I am starting to get a bit geeked up for the upcoming cast n blast week I take every year in N Michigan. We go up and salmon fish for spawning kings and Grouse/Woodcock hunt every day. The Grouse numbers are on the upswing this year as they have a 29% increase in the count this spring form what I have read, so things should be popping. We hunt the Huron/Manistee forest which is all public and so huge you see no one at all hunting, it is like you have a zillion acres of your own. The ground is fairly flat but hunting is done in a forested area not a field so walking is easier unless you find yourself in a swamp.
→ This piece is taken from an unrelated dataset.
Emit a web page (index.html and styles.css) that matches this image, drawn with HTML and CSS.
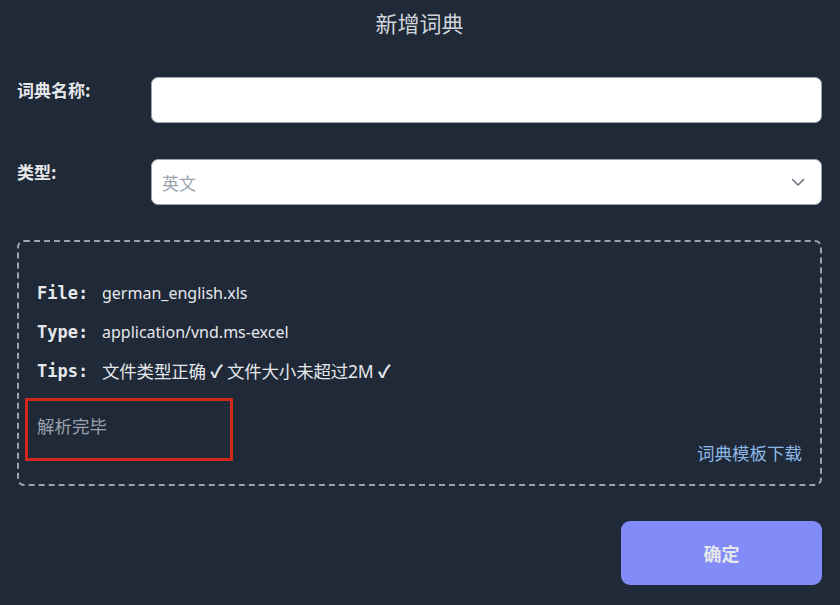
FILE: index.html
```html
<!DOCTYPE html>
<html lang="zh">
<head>
<meta charset="utf-8">
<title>新增词典</title>
<link rel="stylesheet" href="styles.css">
</head>
<body>
<div class="page">
  <h1 class="title">新增词典</h1>
  <div class="row">
    <label class="label">词典名称:</label>
    <div class="input"></div>
  </div>
  <div class="row">
    <label class="label">类型:</label>
    <div class="input select">
      <span class="placeholder">英文</span>
      <svg class="chevron" width="14" height="9" viewBox="0 0 14 9"><path d="M1.5 1.5 L7 7 L12.5 1.5" fill="none" stroke="#6b7280" stroke-width="1.6" stroke-linecap="round" stroke-linejoin="round"/></svg>
    </div>
  </div>
  <div class="dropzone">
    <div class="info">
      <div class="line"><span class="key">File:</span><span class="val">german_english.xls</span></div>
      <div class="line"><span class="key">Type:</span><span class="val">application/vnd.ms-excel</span></div>
      <div class="line"><span class="key">Tips:</span><span class="val tips">文件类型正确 <b class="ok">✓</b> 文件大小未超过2M <b class="ok">✓</b></span></div>
    </div>
    <div class="bottom">
      <div class="status">解析完毕</div>
      <a class="download">词典模板下载</a>
    </div>
  </div>
  <div class="actions">
    <button class="confirm">确定</button>
  </div>
</div>
</body>
</html>
```
FILE: styles.css
```css
html, body {
  margin: 0;
  padding: 0;
  background: #1f2937;
}
body {
  font-family: "Noto Sans", "Noto Sans CJK SC", sans-serif;
  color: #e5e7eb;
}
.page {
  padding: 0 18px 0 17px;
  height: 605px;
  box-sizing: border-box;
}
.title {
  margin: 0;
  padding-top: 6px;
  height: 77px;
  box-sizing: border-box;
  text-align: center;
  font-size: 22px;
  font-weight: normal;
  line-height: 32px;
  color: #d1d5db;
  font-family: "Noto Sans CJK SC", sans-serif;
}
.row {
  display: flex;
  align-items: flex-start;
  margin-bottom: 36px;
}
.row:nth-of-type(2) { margin-bottom: 35px; }
.label {
  width: 134px;
  flex: none;
  font-size: 17px;
  font-weight: bold;
  line-height: 26px;
  padding-top: 0;
  color: #e5e7eb;
  font-family: "Noto Sans CJK SC", sans-serif;
}
.input {
  flex: 1;
  height: 46px;
  box-sizing: border-box;
  background: #fff;
  border: 1px solid #9ca3af;
  border-radius: 7px;
}
.select {
  display: flex;
  align-items: center;
  justify-content: space-between;
  padding: 0 16px 0 10px;
}
.placeholder {
  color: #9ca3af;
  font-size: 17px;
  font-family: "Noto Sans CJK SC", sans-serif;
}
.chevron { display: block; }
.dropzone {
  height: 246px;
  box-sizing: border-box;
  border: 2px dashed #9ca3af;
  border-radius: 7px;
  padding: 31px 18px 21px 18px;
  display: flex;
  flex-direction: column;
  justify-content: space-between;
}
.line {
  display: flex;
  align-items: center;
  height: 39px;
  font-size: 17px;
}
.key {
  font-family: "DejaVu Sans Mono", "Liberation Mono", monospace;
  font-weight: bold;
  font-size: 17px;
  width: 65px;
  color: #e5e7eb;
}
.val {
  font-family: "Noto Sans", "Noto Sans CJK SC", sans-serif;
  font-size: 16px;
  color: #e5e7eb;
}
.tips {
  font-size: 17.5px;
  letter-spacing: -0.2px;
}
.ok {
  font-weight: bold;
}
.bottom {
  display: flex;
  justify-content: space-between;
  align-items: flex-end;
}
.status {
  width: 208px;
  height: 63px;
  border: 3px solid #d0271f;
  margin-left: -12px;
  padding: 12px 0 0 9px;
  margin-bottom: 2px;
  box-sizing: border-box;
  color: #9ca3af;
  font-size: 17.5px;
  line-height: 26px;
  font-family: "Noto Sans CJK SC", sans-serif;
}
.download {
  color: #8db8e8;
  font-size: 17.5px;
  line-height: 24px;
  margin-bottom: -2px;
  font-family: "Noto Sans CJK SC", sans-serif;
}
.actions {
  display: flex;
  justify-content: flex-end;
  margin-top: 35px;
}
.confirm {
  width: 201px;
  height: 64px;
  border: none;
  border-radius: 9px;
  background: #818cf8;
  color: #e5e7eb;
  font-size: 18px;
  font-weight: bold;
  font-family: "Noto Sans CJK SC", sans-serif;
}
```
Hunt the clusters of Pines within the forest for the birds, and you had better be holding a GPS or it could be a cool night for ya.


----------



## steelmagoo (Apr 13, 2004)

Sounds like a ripping good time! When are you going? I go to Minnesota in the second week of October with a bunch of guys and I'm already counting down the days. We hunt grouse and woodcock in the Chippewa Nat'l Forest and fish for crappie in Kitchie Lake.


----------



## Weekender#1 (Mar 25, 2006)

Yes we are planning our trip Oct 14th through the 22nd. I am just getting dreamy eyed about the trip now. Grouse and Salmon grilled every night with a few hundred beers, pull out the potato gun with lighted tracers for some late night action how can life get any better.


----------